§ **AIM OF THE TASK**:
Word for word, transcribe the lines below and drop the pictures.

§ **PROVIDED MATERIAL**:

•••

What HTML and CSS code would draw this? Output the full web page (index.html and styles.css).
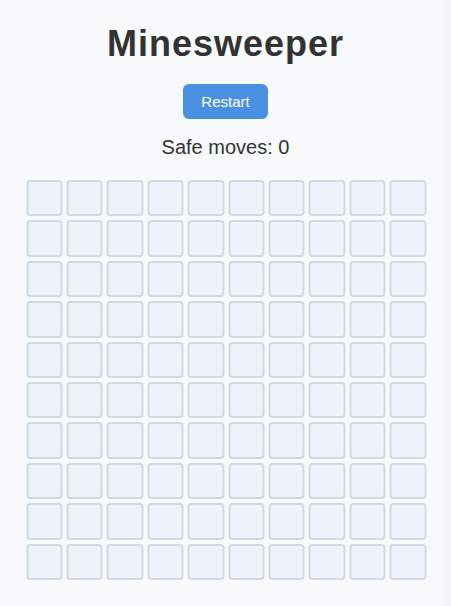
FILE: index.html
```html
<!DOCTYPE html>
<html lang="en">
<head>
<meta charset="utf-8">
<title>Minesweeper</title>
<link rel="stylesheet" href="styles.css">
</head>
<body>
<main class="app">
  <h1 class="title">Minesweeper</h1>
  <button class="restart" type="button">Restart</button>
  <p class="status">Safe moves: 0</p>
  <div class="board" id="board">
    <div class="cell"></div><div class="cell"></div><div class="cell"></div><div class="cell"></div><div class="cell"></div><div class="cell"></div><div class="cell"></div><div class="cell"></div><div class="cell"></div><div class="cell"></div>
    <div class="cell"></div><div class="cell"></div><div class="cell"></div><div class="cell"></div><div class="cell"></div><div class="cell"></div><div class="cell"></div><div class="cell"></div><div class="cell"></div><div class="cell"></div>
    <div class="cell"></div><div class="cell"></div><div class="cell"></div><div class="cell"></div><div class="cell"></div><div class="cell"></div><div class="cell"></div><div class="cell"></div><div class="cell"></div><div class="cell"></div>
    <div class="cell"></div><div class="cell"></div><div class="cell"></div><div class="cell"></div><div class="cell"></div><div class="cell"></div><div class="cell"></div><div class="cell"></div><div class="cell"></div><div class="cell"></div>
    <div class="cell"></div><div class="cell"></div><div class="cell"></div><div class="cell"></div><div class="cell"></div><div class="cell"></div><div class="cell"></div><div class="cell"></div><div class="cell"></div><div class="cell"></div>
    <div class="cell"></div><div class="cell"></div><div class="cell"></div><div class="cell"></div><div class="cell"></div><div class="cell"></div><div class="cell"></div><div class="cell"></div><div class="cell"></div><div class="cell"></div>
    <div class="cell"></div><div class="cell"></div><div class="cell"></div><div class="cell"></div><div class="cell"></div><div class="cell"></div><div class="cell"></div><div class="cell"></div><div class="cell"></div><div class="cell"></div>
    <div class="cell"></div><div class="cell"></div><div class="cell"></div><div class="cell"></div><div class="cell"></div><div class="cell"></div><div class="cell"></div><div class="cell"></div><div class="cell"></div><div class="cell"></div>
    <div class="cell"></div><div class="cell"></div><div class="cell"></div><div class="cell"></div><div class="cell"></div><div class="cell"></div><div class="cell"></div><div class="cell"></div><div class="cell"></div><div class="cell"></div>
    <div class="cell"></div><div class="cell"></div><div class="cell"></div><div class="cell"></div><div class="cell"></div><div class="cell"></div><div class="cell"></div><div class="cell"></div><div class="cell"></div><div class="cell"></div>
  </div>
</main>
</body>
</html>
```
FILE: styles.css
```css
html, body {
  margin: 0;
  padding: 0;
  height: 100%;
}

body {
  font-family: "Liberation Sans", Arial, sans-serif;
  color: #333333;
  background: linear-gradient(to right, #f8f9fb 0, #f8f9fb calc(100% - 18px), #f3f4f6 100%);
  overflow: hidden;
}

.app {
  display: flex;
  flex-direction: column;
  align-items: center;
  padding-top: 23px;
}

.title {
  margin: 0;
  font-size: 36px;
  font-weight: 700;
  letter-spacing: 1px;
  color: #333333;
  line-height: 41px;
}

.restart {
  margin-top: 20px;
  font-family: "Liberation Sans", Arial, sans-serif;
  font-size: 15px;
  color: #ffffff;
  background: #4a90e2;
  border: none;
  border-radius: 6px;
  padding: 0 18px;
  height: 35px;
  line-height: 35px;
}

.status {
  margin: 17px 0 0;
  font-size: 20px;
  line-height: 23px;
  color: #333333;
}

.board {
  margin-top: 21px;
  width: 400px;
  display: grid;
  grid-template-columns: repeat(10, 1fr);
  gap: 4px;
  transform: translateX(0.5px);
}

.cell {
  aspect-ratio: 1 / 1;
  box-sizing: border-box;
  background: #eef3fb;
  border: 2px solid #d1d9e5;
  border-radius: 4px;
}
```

•••

§ **THE REPLY**:
What HTML and CSS code would draw this? Output the full web page (index.html and styles.css).
FILE: index.html
```html
<!DOCTYPE html>
<html lang="en">
<head>
<meta charset="utf-8">
<title>Minesweeper</title>
<link rel="stylesheet" href="styles.css">
</head>
<body>
<main class="app">
  <h1 class="title">Minesweeper</h1>
  <button class="restart" type="button">Restart</button>
  <p class="status">Safe moves: 0</p>
  <div class="board" id="board">
    <div class="cell"></div><div class="cell"></div><div class="cell"></div><div class="cell"></div><div class="cell"></div><div class="cell"></div><div class="cell"></div><div class="cell"></div><div class="cell"></div><div class="cell"></div>
    <div class="cell"></div><div class="cell"></div><div class="cell"></div><div class="cell"></div><div class="cell"></div><div class="cell"></div><div class="cell"></div><div class="cell"></div><div class="cell"></div><div class="cell"></div>
    <div class="cell"></div><div class="cell"></div><div class="cell"></div><div class="cell"></div><div class="cell"></div><div class="cell"></div><div class="cell"></div><div class="cell"></div><div class="cell"></div><div class="cell"></div>
    <div class="cell"></div><div class="cell"></div><div class="cell"></div><div class="cell"></div><div class="cell"></div><div class="cell"></div><div class="cell"></div><div class="cell"></div><div class="cell"></div><div class="cell"></div>
    <div class="cell"></div><div class="cell"></div><div class="cell"></div><div class="cell"></div><div class="cell"></div><div class="cell"></div><div class="cell"></div><div class="cell"></div><div class="cell"></div><div class="cell"></div>
    <div class="cell"></div><div class="cell"></div><div class="cell"></div><div class="cell"></div><div class="cell"></div><div class="cell"></div><div class="cell"></div><div class="cell"></div><div class="cell"></div><div class="cell"></div>
    <div class="cell"></div><div class="cell"></div><div class="cell"></div><div class="cell"></div><div class="cell"></div><div class="cell"></div><div class="cell"></div><div class="cell"></div><div class="cell"></div><div class="cell"></div>
    <div class="cell"></div><div class="cell"></div><div class="cell"></div><div class="cell"></div><div class="cell"></div><div class="cell"></div><div class="cell"></div><div class="cell"></div><div class="cell"></div><div class="cell"></div>
    <div class="cell"></div><div class="cell"></div><div class="cell"></div><div class="cell"></div><div class="cell"></div><div class="cell"></div><div class="cell"></div><div class="cell"></div><div class="cell"></div><div class="cell"></div>
    <div class="cell"></div><div class="cell"></div><div class="cell"></div><div class="cell"></div><div class="cell"></div><div class="cell"></div><div class="cell"></div><div class="cell"></div><div class="cell"></div><div class="cell"></div>
  </div>
</main>
</body>
</html>
```
FILE: styles.css
```css
html, body {
  margin: 0;
  padding: 0;
  height: 100%;
}

body {
  font-family: "Liberation Sans", Arial, sans-serif;
  color: #333333;
  background: linear-gradient(to right, #f8f9fb 0, #f8f9fb calc(100% - 18px), #f3f4f6 100%);
  overflow: hidden;
}

.app {
  display: flex;
  flex-direction: column;
  align-items: center;
  padding-top: 23px;
}

.title {
  margin: 0;
  font-size: 36px;
  font-weight: 700;
  letter-spacing: 1px;
  color: #333333;
  line-height: 41px;
}

.restart {
  margin-top: 20px;
  font-family: "Liberation Sans", Arial, sans-serif;
  font-size: 15px;
  color: #ffffff;
  background: #4a90e2;
  border: none;
  border-radius: 6px;
  padding: 0 18px;
  height: 35px;
  line-height: 35px;
}

.status {
  margin: 17px 0 0;
  font-size: 20px;
  line-height: 23px;
  color: #333333;
}

.board {
  margin-top: 21px;
  width: 400px;
  display: grid;
  grid-template-columns: repeat(10, 1fr);
  gap: 4px;
  transform: translateX(0.5px);
}

.cell {
  aspect-ratio: 1 / 1;
  box-sizing: border-box;
  background: #eef3fb;
  border: 2px solid #d1d9e5;
  border-radius: 4px;
}
```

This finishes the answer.